Most parents assume that naming their child as a beneficiary guarantees protection of their life assurance benefits. But legally, minors cannot receive policy payouts directly. That’s where things get complicated.

The legal catch

In South Africa, naming a minor as a beneficiary creates a legal challenge. The law prohibits life insurers from paying proceeds directly to minors because they have limited legal capacity. Instead, insurers must hand the funds to the child’s legal guardian.

Unfortunately, there is often no oversight or guarantee that the money will be used in the child’s best interest. This problem becomes worse during divorce or family disputes. For instance, an ex-spouse who is the legal guardian could receive the full payout. This might happen even when the policyholder wanted the funds to benefit the child exclusively.

The estate route isn’t ideal either

Some policyholders try to solve this issue by nominating their estate or a testamentary trust as the beneficiary. However, this route also comes with drawbacks.

The estate must first go through administration, which can take several months before any funds reach the trust. Only then do they become available for the child. Funds paid into the estate might also be used to settle debts or cover estate costs. This could leave less money for the child.

Delays in estate administration can leave minor beneficiaries without access to funds when they need them most. And that’s not what any parent wants.

A smarter solution – the minor beneficiary trust

To close this gap, a minor beneficiary trust designed specifically to receive life assurance policy proceeds for minors is the solution.

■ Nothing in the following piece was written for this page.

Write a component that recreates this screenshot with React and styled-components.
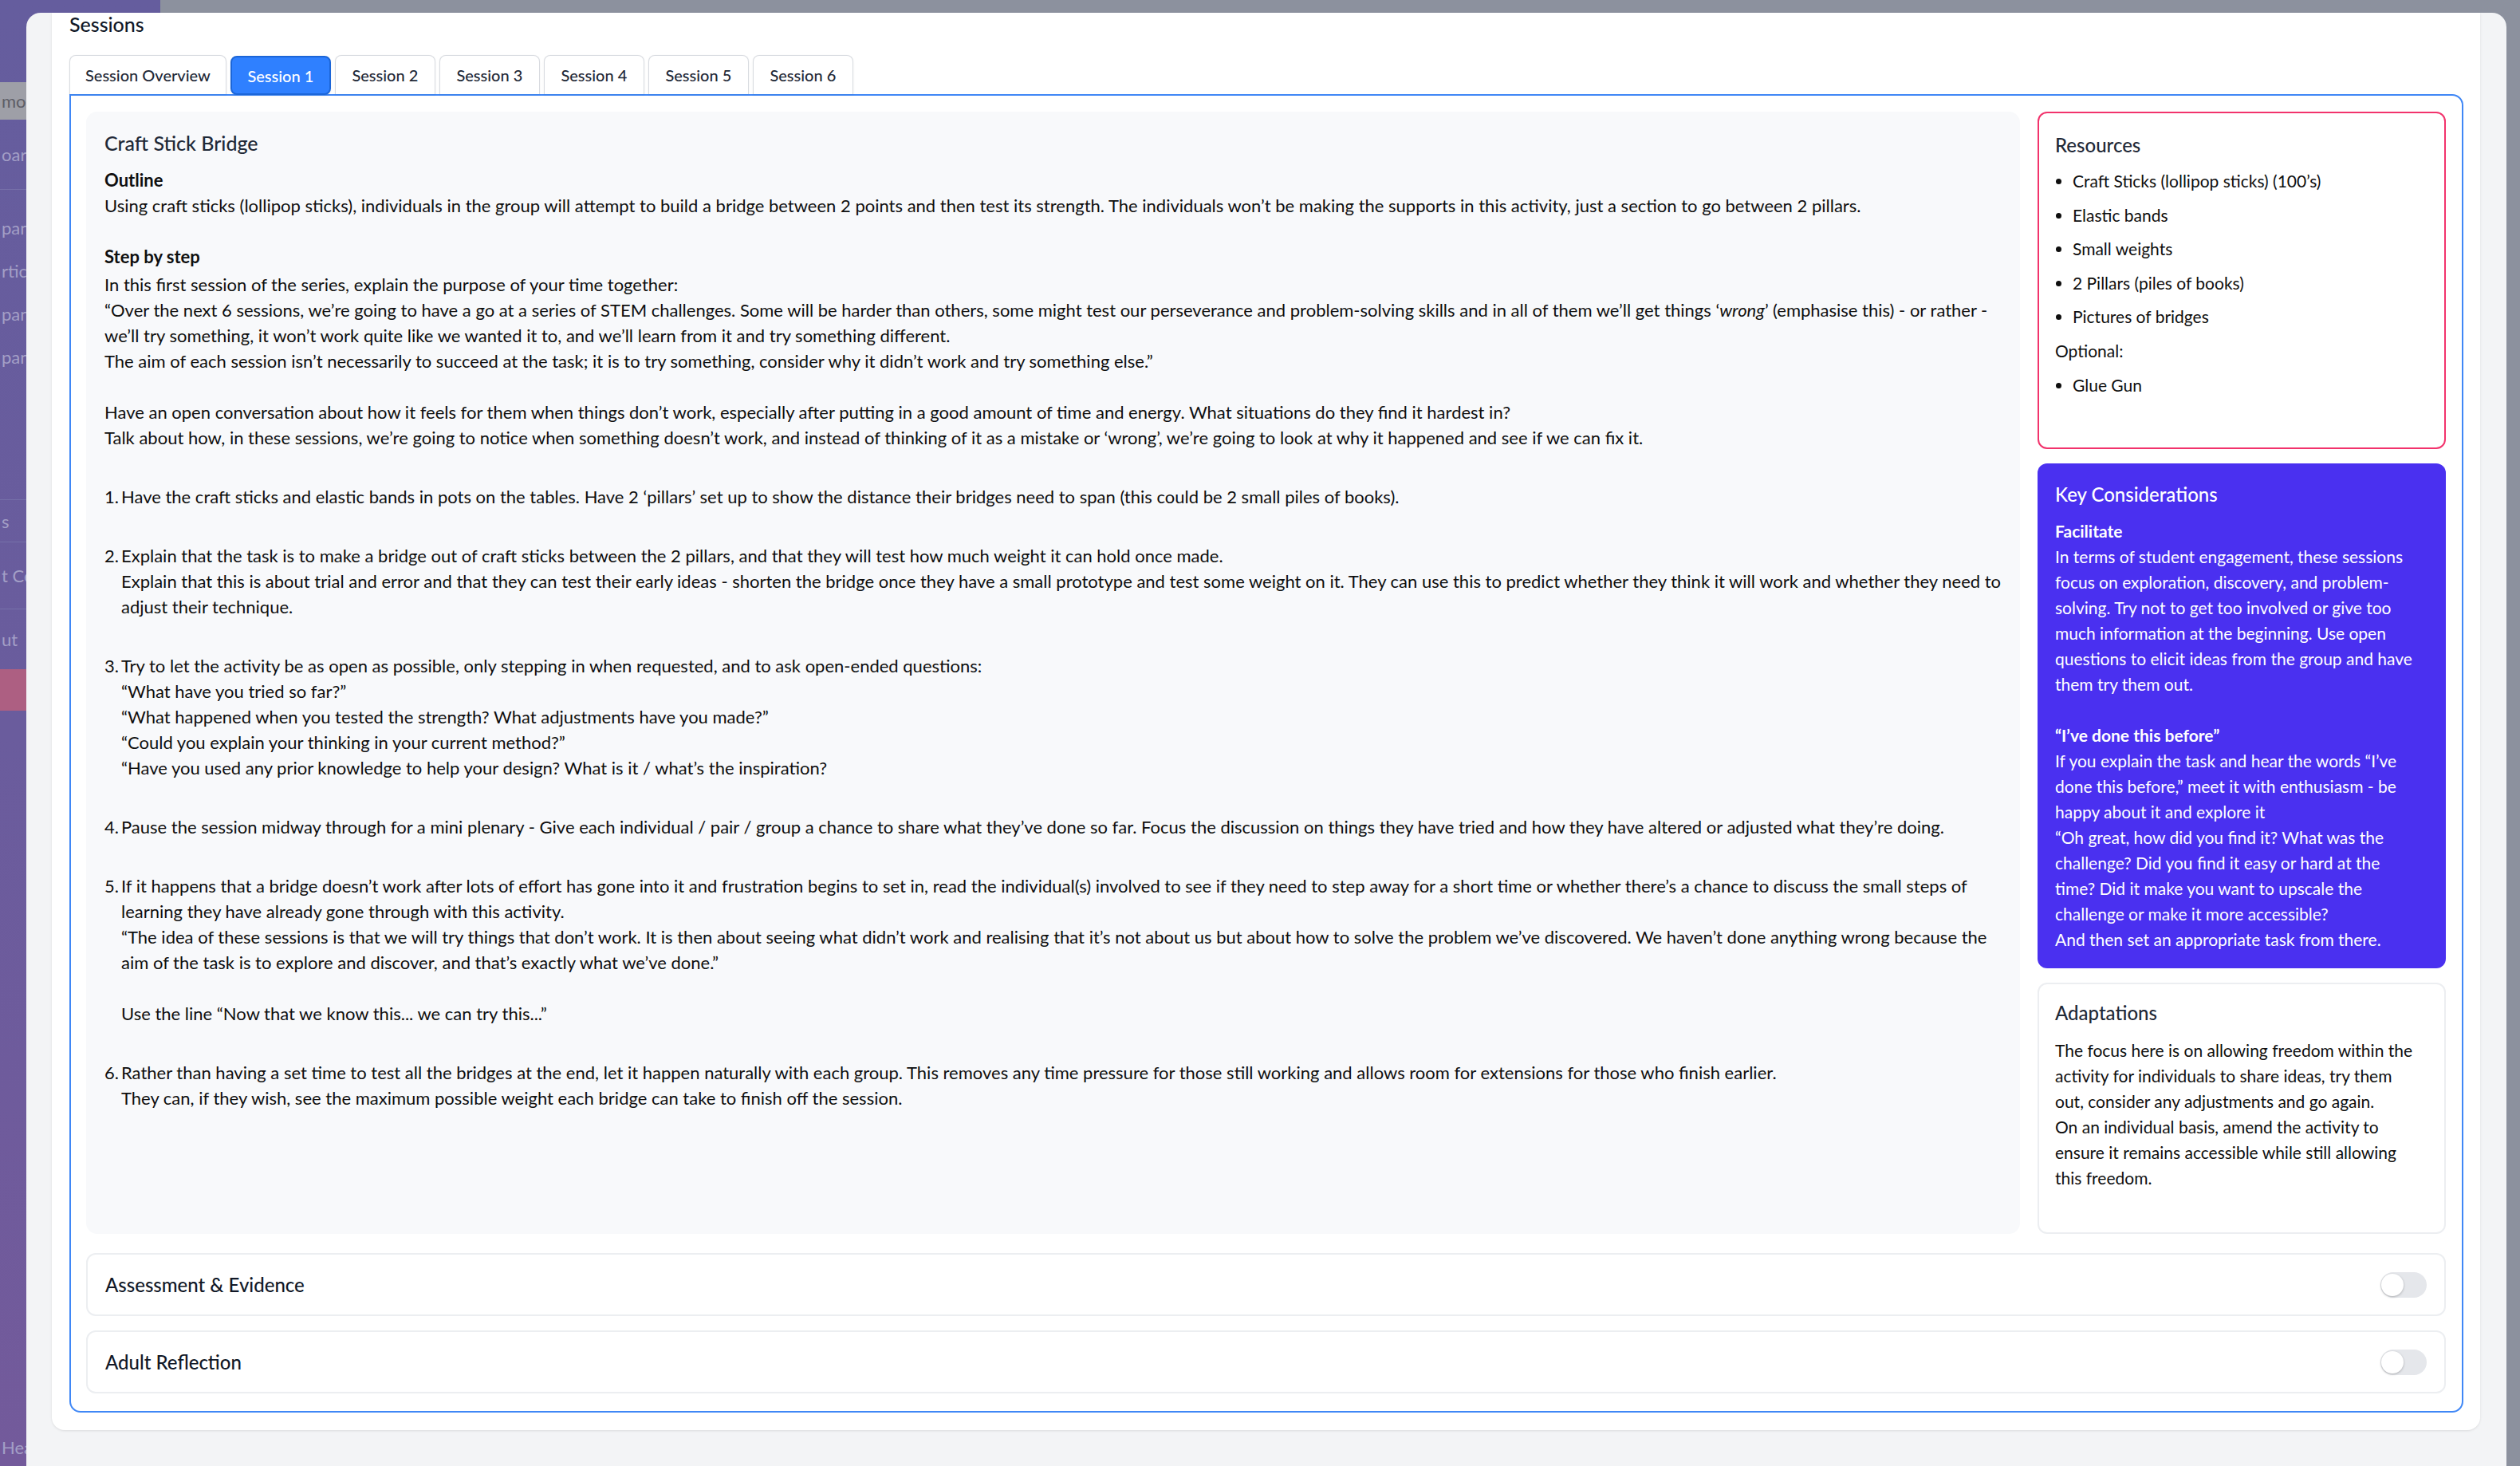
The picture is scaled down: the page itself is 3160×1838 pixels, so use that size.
import React from "react";
import styled, { createGlobalStyle } from "styled-components";

const GlobalStyle = createGlobalStyle`
  html, body {
    margin: 0;
    padding: 0;
  }
  body {
    font-family: "Lato", "Noto Sans", sans-serif;
    background: #8c919e;
    overflow: hidden;
  }
  * {
    box-sizing: border-box;
  }
`;

const tabs = ["Session Overview", "Session 1", "Session 2", "Session 3", "Session 4", "Session 5", "Session 6"];

const sideItems = [
  { h: 103 },
  { h: 47, text: "mo T", tone: "grey" },
  { h: 88, text: "oard", divider: true },
  { h: 20 },
  { h: 54, text: "pant" },
  { h: 54, text: "rticip" },
  { h: 54, text: "pant" },
  { h: 54, text: "pant" },
  { h: 153, divider: true },
  { h: 53, text: "s", divider: true },
  { h: 84, text: "t Ce", divider: true },
  { h: 75, text: "ut" },
  { h: 52, tone: "red" },
  { h: 908 },
  { h: 30, text: "Hea" },
];

const steps = [
  {
    num: "1.",
    lines: [
      "Have the craft sticks and elastic bands in pots on the tables. Have 2 ‘pillars’ set up to show the distance their bridges need to span (this could be 2 small piles of books).",
    ],
  },
  {
    num: "2.",
    lines: [
      "Explain that the task is to make a bridge out of craft sticks between the 2 pillars, and that they will test how much weight it can hold once made.",
      "Explain that this is about trial and error and that they can test their early ideas - shorten the bridge once they have a small prototype and test some weight on it. They can use this to predict whether they think it will work and whether they need to",
      "adjust their technique.",
    ],
  },
  {
    num: "3.",
    lines: [
      "Try to let the activity be as open as possible, only stepping in when requested, and to ask open-ended questions:",
      "“What have you tried so far?”",
      "“What happened when you tested the strength? What adjustments have you made?”",
      "“Could you explain your thinking in your current method?”",
      "“Have you used any prior knowledge to help your design? What is it / what’s the inspiration?",
    ],
  },
  {
    num: "4.",
    lines: [
      "Pause the session midway through for a mini plenary - Give each individual / pair / group a chance to share what they’ve done so far. Focus the discussion on things they have tried and how they have altered or adjusted what they’re doing.",
    ],
  },
  {
    num: "5.",
    lines: [
      "If it happens that a bridge doesn’t work after lots of effort has gone into it and frustration begins to set in, read the individual(s) involved to see if they need to step away for a short time or whether there’s a chance to discuss the small steps of",
      "learning they have already gone through with this activity.",
      "“The idea of these sessions is that we will try things that don’t work. It is then about seeing what didn’t work and realising that it’s not about us but about how to solve the problem we’ve discovered. We haven’t done anything wrong because the",
      "aim of the task is to explore and discover, and that’s exactly what we’ve done.”",
      "",
      "Use the line “Now that we know this... we can try this...”",
    ],
  },
  {
    num: "6.",
    lines: [
      "Rather than having a set time to test all the bridges at the end, let it happen naturally with each group. This removes any time pressure for those still working and allows room for extensions for those who finish earlier.",
      "They can, if they wish, see the maximum possible weight each bridge can take to finish off the session.",
    ],
  },
];

const resources = [
  "Craft Sticks (lollipop sticks) (100’s)",
  "Elastic bands",
  "Small weights",
  "2 Pillars (piles of books)",
  "Pictures of bridges",
];

const facilitateLines = [
  "In terms of student engagement, these sessions",
  "focus on exploration, discovery, and problem-",
  "solving. Try not to get too involved or give too",
  "much information at the beginning. Use open",
  "questions to elicit ideas from the group and have",
  "them try them out.",
];

const doneBeforeLines = [
  "If you explain the task and hear the words “I’ve",
  "done this before,” meet it with enthusiasm - be",
  "happy about it and explore it",
  "“Oh great, how did you find it? What was the",
  "challenge? Did you find it easy or hard at the",
  "time? Did it make you want to upscale the",
  "challenge or make it more accessible?",
  "And then set an appropriate task from there.",
];

const adaptationLines = [
  "The focus here is on allowing freedom within the",
  "activity for individuals to share ideas, try them",
  "out, consider any adjustments and go again.",
  "On an individual basis, amend the activity to",
  "ensure it remains accessible while still allowing",
  "this freedom.",
];

const Lines = ({ items }) =>
  items.map((line, i) => <Line key={i}>{line || "\u00a0"}</Line>);

const App = () => {
  return (
    <>
      <GlobalStyle />
      <Page>
        <Sidebar>
          {sideItems.map((item, i) => (
            <SideItem key={i} $h={item.h} $tone={item.tone} $divider={item.divider}>
              {item.text}
            </SideItem>
          ))}
        </Sidebar>
        <Main />

        <Modal>
          <Card>
            <Heading>Sessions</Heading>
            <TabBar>
              {tabs.map((t) => (
                <Tab key={t} $active={t === "Session 1"}>
                  {t}
                </Tab>
              ))}
            </TabBar>

            <TabPanel>
              <TopGrid>
                <LessonPanel>
                  <LessonTitle>Craft Stick Bridge</LessonTitle>
                  <SubHead>Outline</SubHead>
                  <Line>
                    Using craft sticks (lollipop sticks), individuals in the group will attempt to build a bridge between 2 points and then test its strength. The individuals won’t be making the supports in this activity, just a section to go between 2 pillars.
                  </Line>
                  <Line>{"\u00a0"}</Line>
                  <SubHead>Step by step</SubHead>
                  <Section>
                    <Line>In this first session of the series, explain the purpose of your time together:</Line>
                    <Line>
                      “Over the next 6 sessions, we’re going to have a go at a series of STEM challenges. Some will be harder than others, some might test our perseverance and problem-solving skills and in all of them we’ll get things ‘<em>wrong</em>’ (emphasise this) - or rather -
                    </Line>
                    <Line>we’ll try something, it won’t work quite like we wanted it to, and we’ll learn from it and try something different.</Line>
                    <Line>The aim of each session isn’t necessarily to succeed at the task; it is to try something, consider why it didn’t work and try something else.”</Line>
                    <Line>{"\u00a0"}</Line>
                    <Line>Have an open conversation about how it feels for them when things don’t work, especially after putting in a good amount of time and energy. What situations do they find it hardest in?</Line>
                    <Line>Talk about how, in these sessions, we’re going to notice when something doesn’t work, and instead of thinking of it as a mistake or ‘wrong’, we’re going to look at why it happened and see if we can fix it.</Line>
                  </Section>

                  {steps.map((s) => (
                    <StepRow key={s.num}>
                      <StepNum>{s.num}</StepNum>
                      <div>
                        <Lines items={s.lines} />
                      </div>
                    </StepRow>
                  ))}
                </LessonPanel>

                <SideColumn>
                  <ResourceCard>
                    <CardTitle>Resources</CardTitle>
                    <ResourceList>
                      {resources.map((r) => (
                        <li key={r}>{r}</li>
                      ))}
                    </ResourceList>
                    <ResourceNote>Optional:</ResourceNote>
                    <ResourceList>
                      <li>Glue Gun</li>
                    </ResourceList>
                  </ResourceCard>

                  <KeyCard>
                    <CardTitle $light>Key Considerations</CardTitle>
                    <BoldLine>Facilitate</BoldLine>
                    <Lines items={facilitateLines} />
                    <Line>{"\u00a0"}</Line>
                    <BoldLine>“I’ve done this before”</BoldLine>
                    <Lines items={doneBeforeLines} />
                  </KeyCard>

                  <AdaptCard>
                    <CardTitle>Adaptations</CardTitle>
                    <AdaptBody>
                      <Lines items={adaptationLines} />
                    </AdaptBody>
                  </AdaptCard>
                </SideColumn>
              </TopGrid>

              <CollapsibleStack>
                <Collapsible>
                  <CollapsibleTitle>Assessment &amp; Evidence</CollapsibleTitle>
                  <Toggle />
                </Collapsible>
                <Collapsible>
                  <CollapsibleTitle>Adult Reflection</CollapsibleTitle>
                  <Toggle />
                </Collapsible>
              </CollapsibleStack>
            </TabPanel>
          </Card>
        </Modal>
      </Page>
    </>
  );
};

const Page = styled.div`
  position: relative;
  width: 3160px;
  height: 1838px;
  display: grid;
  grid-template-columns: 201px 1fr;
  overflow: hidden;
`;

const Sidebar = styled.aside`
  background: linear-gradient(180deg, #655d9e 0%, #6a5c9d 50%, #735a9b 100%);
  display: flex;
  flex-direction: column;
`;

const SideItem = styled.div`
  height: ${(p) => p.$h}px;
  flex-shrink: 0;
  display: flex;
  align-items: center;
  padding-left: 2px;
  font-size: 22px;
  white-space: nowrap;
  color: ${(p) => (p.$tone === "grey" ? "#5d5d66" : "#a39fc6")};
  background: ${(p) =>
    p.$tone === "grey" ? "#9e9fa7" : p.$tone === "red" ? "#ad5f82" : "transparent"};
  border-bottom: ${(p) => (p.$divider ? "1px solid #7670a9" : "none")};
`;

const Main = styled.div`
  background: #8c919e;
`;

const Modal = styled.div`
  position: absolute;
  left: 33px;
  top: 16px;
  right: 17px;
  bottom: 0;
  background: #f3f4f6;
  border-radius: 18px 18px 0 0;
  padding: 0 33px 0 32px;
`;

const Card = styled.section`
  background: #ffffff;
  border-radius: 0 0 16px 16px;
  box-shadow: 0 1px 3px rgba(0, 0, 0, 0.1);
  padding: 0 21px 22px 22px;
`;

const Heading = styled.h2`
  margin: 0;
  font-size: 25px;
  line-height: 28px;
  font-weight: 500;
  color: #111827;
`;

const TabBar = styled.div`
  display: flex;
  gap: 5px;
  margin-top: 25px;
  align-items: flex-end;
`;

const Tab = styled.button`
  height: 49px;
  min-width: 126px;
  padding: 0 19px;
  font-family: inherit;
  font-size: 20px;
  font-weight: 500;
  color: ${(p) => (p.$active ? "#ffffff" : "#1f2937")};
  background: ${(p) => (p.$active ? "#2f80ff" : "#ffffff")};
  border: ${(p) => (p.$active ? "2px solid #1c66d8" : "1px solid #d8dbe0")};
  border-bottom: ${(p) => (p.$active ? "2px solid #1c66d8" : "none")};
  border-radius: ${(p) => (p.$active ? "8px" : "8px 8px 0 0")};
  box-shadow: 0 1px 3px rgba(0, 0, 0, 0.06);
  margin-bottom: ${(p) => (p.$active ? "-1px" : "0")};
  position: relative;
  z-index: 1;
  cursor: pointer;
`;

const TabPanel = styled.div`
  border: 2px solid #3f87f6;
  border-radius: 0 14px 14px 14px;
  padding: 20px 20px 22px 19px;
`;

const TopGrid = styled.div`
  display: grid;
  grid-template-columns: minmax(0, 1fr) 512px;
  gap: 22px;
`;

const LessonPanel = styled.div`
  min-width: 0;
  background: #f8f9fb;
  border-radius: 14px;
  padding: 23px;
  font-size: 22px;
  line-height: 32px;
  color: #0f0f0f;
`;

const LessonTitle = styled.h3`
  margin: 0 0 15px;
  font-size: 25px;
  line-height: 32px;
  font-weight: 500;
  color: #1f2937;
`;

const SubHead = styled.div`
  font-weight: 700;
  color: #0f0f0f;
`;

const Section = styled.div`
  margin-top: 3px;
`;

const Line = styled.div`
  white-space: nowrap;
`;

const StepRow = styled.div`
  display: flex;
  margin-top: 42px;
`;

const StepNum = styled.span`
  width: 21px;
  flex-shrink: 0;
`;

const SideColumn = styled.div`
  display: flex;
  flex-direction: column;
  gap: 18px;
`;

const CardTitle = styled.h4`
  margin: 0;
  font-size: 24px;
  line-height: 32px;
  font-weight: 500;
  color: ${(p) => (p.$light ? "#ffffff" : "#1f2937")};
`;

const ResourceCard = styled.div`
  min-height: 423px;
  border: 2px solid #f2336c;
  border-radius: 12px;
  padding: 24px 20px 20px;
  font-size: 21px;
  color: #0f0f0f;
  h4 {
    margin-bottom: 8px;
  }
`;

const ResourceList = styled.ul`
  margin: 0;
  padding-left: 22px;
  line-height: 42.6px;
`;

const ResourceNote = styled.div`
  line-height: 42.6px;
`;

const KeyCard = styled.div`
  background: #4a30f0;
  border-radius: 12px;
  padding: 23px 22px 20px;
  font-size: 21px;
  line-height: 32px;
  color: #ffffff;
  h4 {
    margin-bottom: 14px;
  }
`;

const BoldLine = styled.div`
  font-weight: 700;
`;

const AdaptCard = styled.div`
  flex: 1;
  min-height: 315px;
  border: 2px solid #eceef1;
  border-radius: 12px;
  padding: 20px 20px;
  font-size: 21px;
  line-height: 32px;
  color: #0f0f0f;
`;

const AdaptBody = styled.div`
  margin-top: 15px;
`;

const CollapsibleStack = styled.div`
  display: flex;
  flex-direction: column;
  gap: 18px;
  margin-top: 24px;
`;

const Collapsible = styled.div`
  display: flex;
  align-items: center;
  justify-content: space-between;
  height: 79px;
  padding: 0 22px 0 22px;
  border: 2px solid #eceef1;
  border-radius: 12px;
  background: #ffffff;
`;

const CollapsibleTitle = styled.span`
  font-size: 24px;
  font-weight: 500;
  color: #111827;
`;

const Toggle = styled.span`
  position: relative;
  width: 58px;
  height: 32px;
  border-radius: 16px;
  background: #e5e7eb;
  &::after {
    content: "";
    position: absolute;
    left: 1px;
    top: 2px;
    width: 28px;
    height: 28px;
    border-radius: 50%;
    background: #ffffff;
    box-shadow: 0 1px 3px rgba(0, 0, 0, 0.25);
  }
`;

export default App;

This professionally managed trust provides a more secure and structured alternative to naming a minor as a beneficiary directly.

The trust, already registered with the Master of the High Court, can be nominated directly on the policy.

The minor beneficiary trust offers:

  • Immediate payment of funds upon claim approval.
  • Immediate access to funds and payments for the child’s benefit.
  • Professional management by experienced trustees.
  • Full transparency and oversight.
  • Protection from estate liabilities.
  • Capital growth and investment until the child reaches a specified age.

This trust provides an easy-to-understand alternative and gives parents peace of mind. They know the money will be managed responsibly and used for the child’s benefit, not diverted or delayed.

Minor beneficiary trust protects families

In a country where financial planning is increasingly complex, especially for families, the minor beneficiary trust offers a practical and protective solution. It ensures that life insurance achieves its purpose: securing a child’s future.

Ultimately, naming a minor as a beneficiary without proper structures can expose families to delays, disputes and financial risks. Estate planning is not just about ticking boxes. It is about making sure your intentions are honoured and your children are protected when you are no longer here.